What this task involves –
Make an exact copy of the lines, leaving the pictures out.

(Web page code records)

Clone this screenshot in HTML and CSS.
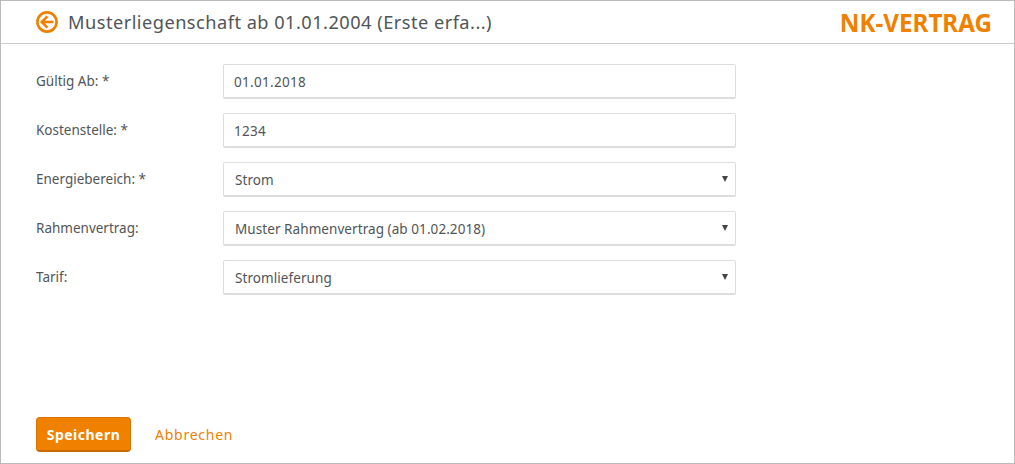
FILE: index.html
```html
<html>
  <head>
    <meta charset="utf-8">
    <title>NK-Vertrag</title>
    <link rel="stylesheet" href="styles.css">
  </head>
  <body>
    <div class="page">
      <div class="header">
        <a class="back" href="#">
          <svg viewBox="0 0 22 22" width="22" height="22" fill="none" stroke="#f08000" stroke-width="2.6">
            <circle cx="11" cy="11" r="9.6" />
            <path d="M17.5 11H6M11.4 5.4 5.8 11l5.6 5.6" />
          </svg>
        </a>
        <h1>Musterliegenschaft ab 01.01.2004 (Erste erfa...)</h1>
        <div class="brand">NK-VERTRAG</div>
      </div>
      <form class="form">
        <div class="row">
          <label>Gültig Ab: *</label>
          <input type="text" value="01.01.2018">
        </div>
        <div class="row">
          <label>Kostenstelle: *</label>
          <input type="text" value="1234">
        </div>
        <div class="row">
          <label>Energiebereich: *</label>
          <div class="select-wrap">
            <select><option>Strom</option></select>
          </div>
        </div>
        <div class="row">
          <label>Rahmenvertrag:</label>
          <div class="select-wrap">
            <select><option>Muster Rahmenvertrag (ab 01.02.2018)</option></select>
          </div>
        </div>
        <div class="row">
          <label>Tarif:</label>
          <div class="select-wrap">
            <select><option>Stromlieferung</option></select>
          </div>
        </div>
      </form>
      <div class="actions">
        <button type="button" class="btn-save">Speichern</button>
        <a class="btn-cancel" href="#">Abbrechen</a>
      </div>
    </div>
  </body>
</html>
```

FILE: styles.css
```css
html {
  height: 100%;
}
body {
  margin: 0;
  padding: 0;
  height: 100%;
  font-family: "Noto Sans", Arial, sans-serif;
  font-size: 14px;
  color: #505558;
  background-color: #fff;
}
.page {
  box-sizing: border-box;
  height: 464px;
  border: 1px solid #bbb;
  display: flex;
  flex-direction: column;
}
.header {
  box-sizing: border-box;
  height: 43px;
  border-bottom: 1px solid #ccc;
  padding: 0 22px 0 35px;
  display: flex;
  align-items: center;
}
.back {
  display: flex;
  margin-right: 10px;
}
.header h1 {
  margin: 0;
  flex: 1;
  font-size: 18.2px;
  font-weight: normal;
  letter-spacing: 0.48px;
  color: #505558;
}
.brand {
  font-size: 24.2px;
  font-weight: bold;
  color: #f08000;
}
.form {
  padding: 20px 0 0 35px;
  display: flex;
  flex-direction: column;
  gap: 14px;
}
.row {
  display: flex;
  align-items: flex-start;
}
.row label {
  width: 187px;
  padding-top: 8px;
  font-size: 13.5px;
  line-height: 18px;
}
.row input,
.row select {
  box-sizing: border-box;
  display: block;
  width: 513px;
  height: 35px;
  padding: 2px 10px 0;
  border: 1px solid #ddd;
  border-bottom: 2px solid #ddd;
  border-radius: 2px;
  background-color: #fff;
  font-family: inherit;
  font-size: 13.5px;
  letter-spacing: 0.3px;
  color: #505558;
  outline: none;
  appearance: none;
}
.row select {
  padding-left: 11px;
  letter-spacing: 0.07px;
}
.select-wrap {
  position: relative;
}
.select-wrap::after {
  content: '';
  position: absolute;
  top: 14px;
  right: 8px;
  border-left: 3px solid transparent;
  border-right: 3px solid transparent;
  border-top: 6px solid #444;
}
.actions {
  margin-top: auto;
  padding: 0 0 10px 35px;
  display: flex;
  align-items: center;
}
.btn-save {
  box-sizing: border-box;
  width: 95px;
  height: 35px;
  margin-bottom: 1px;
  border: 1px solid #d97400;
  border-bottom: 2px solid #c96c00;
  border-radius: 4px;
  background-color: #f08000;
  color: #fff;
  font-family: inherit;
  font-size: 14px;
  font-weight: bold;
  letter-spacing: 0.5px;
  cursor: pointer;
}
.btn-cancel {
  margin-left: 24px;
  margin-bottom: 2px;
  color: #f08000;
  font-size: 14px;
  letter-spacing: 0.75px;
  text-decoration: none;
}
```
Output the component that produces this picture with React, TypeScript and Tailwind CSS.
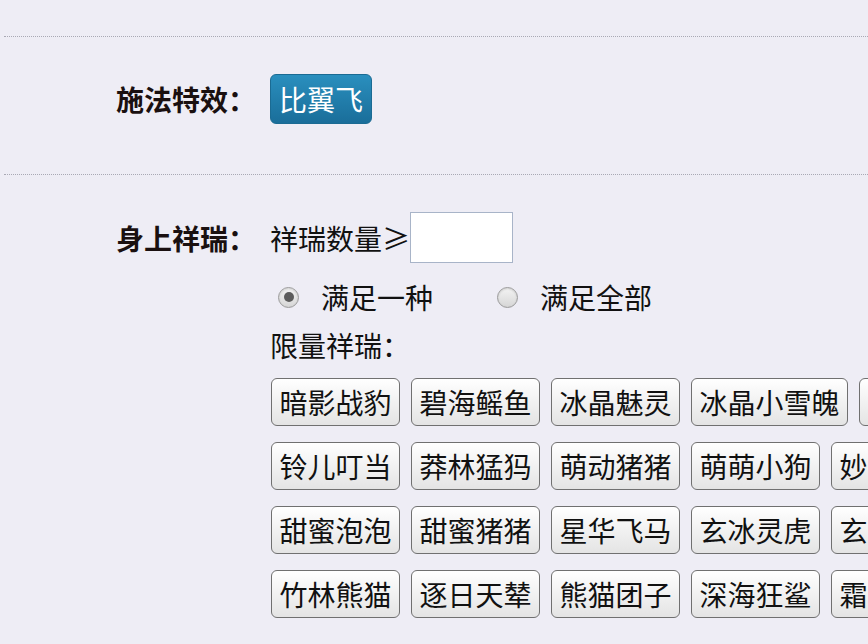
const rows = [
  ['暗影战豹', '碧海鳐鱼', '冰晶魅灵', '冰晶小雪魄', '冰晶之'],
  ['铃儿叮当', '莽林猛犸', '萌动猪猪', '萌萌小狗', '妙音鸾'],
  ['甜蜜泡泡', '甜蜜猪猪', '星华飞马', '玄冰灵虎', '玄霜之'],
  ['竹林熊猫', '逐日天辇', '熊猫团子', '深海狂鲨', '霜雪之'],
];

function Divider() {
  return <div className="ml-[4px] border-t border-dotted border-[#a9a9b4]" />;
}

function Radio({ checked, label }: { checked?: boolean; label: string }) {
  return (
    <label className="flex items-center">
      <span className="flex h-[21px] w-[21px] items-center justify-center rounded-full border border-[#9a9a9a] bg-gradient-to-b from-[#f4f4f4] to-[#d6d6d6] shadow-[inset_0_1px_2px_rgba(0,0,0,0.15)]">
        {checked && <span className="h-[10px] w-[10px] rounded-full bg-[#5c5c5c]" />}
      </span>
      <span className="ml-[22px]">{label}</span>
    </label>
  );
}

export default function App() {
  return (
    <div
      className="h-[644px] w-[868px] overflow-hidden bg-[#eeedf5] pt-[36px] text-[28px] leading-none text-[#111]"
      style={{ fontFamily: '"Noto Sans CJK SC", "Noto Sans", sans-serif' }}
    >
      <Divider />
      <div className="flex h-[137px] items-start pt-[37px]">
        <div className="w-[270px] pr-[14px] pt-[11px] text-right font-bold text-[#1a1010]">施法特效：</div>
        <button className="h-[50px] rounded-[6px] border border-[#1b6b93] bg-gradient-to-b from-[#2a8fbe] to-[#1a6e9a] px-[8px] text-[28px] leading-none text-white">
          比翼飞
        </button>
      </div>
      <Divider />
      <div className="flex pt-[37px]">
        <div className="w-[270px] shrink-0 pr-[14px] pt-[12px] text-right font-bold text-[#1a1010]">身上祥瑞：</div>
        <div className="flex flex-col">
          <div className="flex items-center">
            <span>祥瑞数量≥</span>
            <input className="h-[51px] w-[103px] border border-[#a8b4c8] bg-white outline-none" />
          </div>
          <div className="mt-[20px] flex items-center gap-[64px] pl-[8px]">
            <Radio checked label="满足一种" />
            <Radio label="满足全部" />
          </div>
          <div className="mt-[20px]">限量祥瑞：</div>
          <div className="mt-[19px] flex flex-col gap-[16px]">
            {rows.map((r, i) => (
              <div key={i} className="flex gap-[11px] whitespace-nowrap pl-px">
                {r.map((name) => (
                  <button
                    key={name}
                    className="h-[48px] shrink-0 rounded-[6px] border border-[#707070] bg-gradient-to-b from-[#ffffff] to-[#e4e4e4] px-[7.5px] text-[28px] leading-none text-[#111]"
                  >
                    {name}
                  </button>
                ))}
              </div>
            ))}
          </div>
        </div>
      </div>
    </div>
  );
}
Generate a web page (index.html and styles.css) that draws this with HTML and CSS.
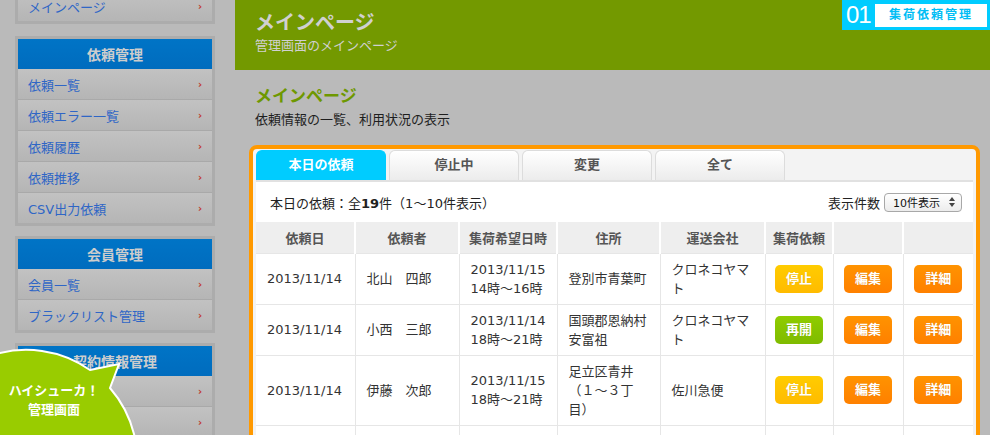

Completed exercise –
Clone this screenshot in HTML and CSS.
FILE: index.html
```html
<html>
  <head>
    <meta charset="utf-8">
    <title>NK-Vertrag</title>
    <link rel="stylesheet" href="styles.css">
  </head>
  <body>
    <div class="page">
      <div class="header">
        <a class="back" href="#">
          <svg viewBox="0 0 22 22" width="22" height="22" fill="none" stroke="#f08000" stroke-width="2.6">
            <circle cx="11" cy="11" r="9.6" />
            <path d="M17.5 11H6M11.4 5.4 5.8 11l5.6 5.6" />
          </svg>
        </a>
        <h1>Musterliegenschaft ab 01.01.2004 (Erste erfa...)</h1>
        <div class="brand">NK-VERTRAG</div>
      </div>
      <form class="form">
        <div class="row">
          <label>Gültig Ab: *</label>
          <input type="text" value="01.01.2018">
        </div>
        <div class="row">
          <label>Kostenstelle: *</label>
          <input type="text" value="1234">
        </div>
        <div class="row">
          <label>Energiebereich: *</label>
          <div class="select-wrap">
            <select><option>Strom</option></select>
          </div>
        </div>
        <div class="row">
          <label>Rahmenvertrag:</label>
          <div class="select-wrap">
            <select><option>Muster Rahmenvertrag (ab 01.02.2018)</option></select>
          </div>
        </div>
        <div class="row">
          <label>Tarif:</label>
          <div class="select-wrap">
            <select><option>Stromlieferung</option></select>
          </div>
        </div>
      </form>
      <div class="actions">
        <button type="button" class="btn-save">Speichern</button>
        <a class="btn-cancel" href="#">Abbrechen</a>
      </div>
    </div>
  </body>
</html>
```

FILE: styles.css
```css
html {
  height: 100%;
}
body {
  margin: 0;
  padding: 0;
  height: 100%;
  font-family: "Noto Sans", Arial, sans-serif;
  font-size: 14px;
  color: #505558;
  background-color: #fff;
}
.page {
  box-sizing: border-box;
  height: 464px;
  border: 1px solid #bbb;
  display: flex;
  flex-direction: column;
}
.header {
  box-sizing: border-box;
  height: 43px;
  border-bottom: 1px solid #ccc;
  padding: 0 22px 0 35px;
  display: flex;
  align-items: center;
}
.back {
  display: flex;
  margin-right: 10px;
}
.header h1 {
  margin: 0;
  flex: 1;
  font-size: 18.2px;
  font-weight: normal;
  letter-spacing: 0.48px;
  color: #505558;
}
.brand {
  font-size: 24.2px;
  font-weight: bold;
  color: #f08000;
}
.form {
  padding: 20px 0 0 35px;
  display: flex;
  flex-direction: column;
  gap: 14px;
}
.row {
  display: flex;
  align-items: flex-start;
}
.row label {
  width: 187px;
  padding-top: 8px;
  font-size: 13.5px;
  line-height: 18px;
}
.row input,
.row select {
  box-sizing: border-box;
  display: block;
  width: 513px;
  height: 35px;
  padding: 2px 10px 0;
  border: 1px solid #ddd;
  border-bottom: 2px solid #ddd;
  border-radius: 2px;
  background-color: #fff;
  font-family: inherit;
  font-size: 13.5px;
  letter-spacing: 0.3px;
  color: #505558;
  outline: none;
  appearance: none;
}
.row select {
  padding-left: 11px;
  letter-spacing: 0.07px;
}
.select-wrap {
  position: relative;
}
.select-wrap::after {
  content: '';
  position: absolute;
  top: 14px;
  right: 8px;
  border-left: 3px solid transparent;
  border-right: 3px solid transparent;
  border-top: 6px solid #444;
}
.actions {
  margin-top: auto;
  padding: 0 0 10px 35px;
  display: flex;
  align-items: center;
}
.btn-save {
  box-sizing: border-box;
  width: 95px;
  height: 35px;
  margin-bottom: 1px;
  border: 1px solid #d97400;
  border-bottom: 2px solid #c96c00;
  border-radius: 4px;
  background-color: #f08000;
  color: #fff;
  font-family: inherit;
  font-size: 14px;
  font-weight: bold;
  letter-spacing: 0.5px;
  cursor: pointer;
}
.btn-cancel {
  margin-left: 24px;
  margin-bottom: 2px;
  color: #f08000;
  font-size: 14px;
  letter-spacing: 0.75px;
  text-decoration: none;
}
```
Output the component that produces this picture with React, TypeScript and Tailwind CSS.
const rows = [
  ['暗影战豹', '碧海鳐鱼', '冰晶魅灵', '冰晶小雪魄', '冰晶之'],
  ['铃儿叮当', '莽林猛犸', '萌动猪猪', '萌萌小狗', '妙音鸾'],
  ['甜蜜泡泡', '甜蜜猪猪', '星华飞马', '玄冰灵虎', '玄霜之'],
  ['竹林熊猫', '逐日天辇', '熊猫团子', '深海狂鲨', '霜雪之'],
];

function Divider() {
  return <div className="ml-[4px] border-t border-dotted border-[#a9a9b4]" />;
}

function Radio({ checked, label }: { checked?: boolean; label: string }) {
  return (
    <label className="flex items-center">
      <span className="flex h-[21px] w-[21px] items-center justify-center rounded-full border border-[#9a9a9a] bg-gradient-to-b from-[#f4f4f4] to-[#d6d6d6] shadow-[inset_0_1px_2px_rgba(0,0,0,0.15)]">
        {checked && <span className="h-[10px] w-[10px] rounded-full bg-[#5c5c5c]" />}
      </span>
      <span className="ml-[22px]">{label}</span>
    </label>
  );
}

export default function App() {
  return (
    <div
      className="h-[644px] w-[868px] overflow-hidden bg-[#eeedf5] pt-[36px] text-[28px] leading-none text-[#111]"
      style={{ fontFamily: '"Noto Sans CJK SC", "Noto Sans", sans-serif' }}
    >
      <Divider />
      <div className="flex h-[137px] items-start pt-[37px]">
        <div className="w-[270px] pr-[14px] pt-[11px] text-right font-bold text-[#1a1010]">施法特效：</div>
        <button className="h-[50px] rounded-[6px] border border-[#1b6b93] bg-gradient-to-b from-[#2a8fbe] to-[#1a6e9a] px-[8px] text-[28px] leading-none text-white">
          比翼飞
        </button>
      </div>
      <Divider />
      <div className="flex pt-[37px]">
        <div className="w-[270px] shrink-0 pr-[14px] pt-[12px] text-right font-bold text-[#1a1010]">身上祥瑞：</div>
        <div className="flex flex-col">
          <div className="flex items-center">
            <span>祥瑞数量≥</span>
            <input className="h-[51px] w-[103px] border border-[#a8b4c8] bg-white outline-none" />
          </div>
          <div className="mt-[20px] flex items-center gap-[64px] pl-[8px]">
            <Radio checked label="满足一种" />
            <Radio label="满足全部" />
          </div>
          <div className="mt-[20px]">限量祥瑞：</div>
          <div className="mt-[19px] flex flex-col gap-[16px]">
            {rows.map((r, i) => (
              <div key={i} className="flex gap-[11px] whitespace-nowrap pl-px">
                {r.map((name) => (
                  <button
                    key={name}
                    className="h-[48px] shrink-0 rounded-[6px] border border-[#707070] bg-gradient-to-b from-[#ffffff] to-[#e4e4e4] px-[7.5px] text-[28px] leading-none text-[#111]"
                  >
                    {name}
                  </button>
                ))}
              </div>
            ))}
          </div>
        </div>
      </div>
    </div>
  );
}
Generate a web page (index.html and styles.css) that draws this with HTML and CSS.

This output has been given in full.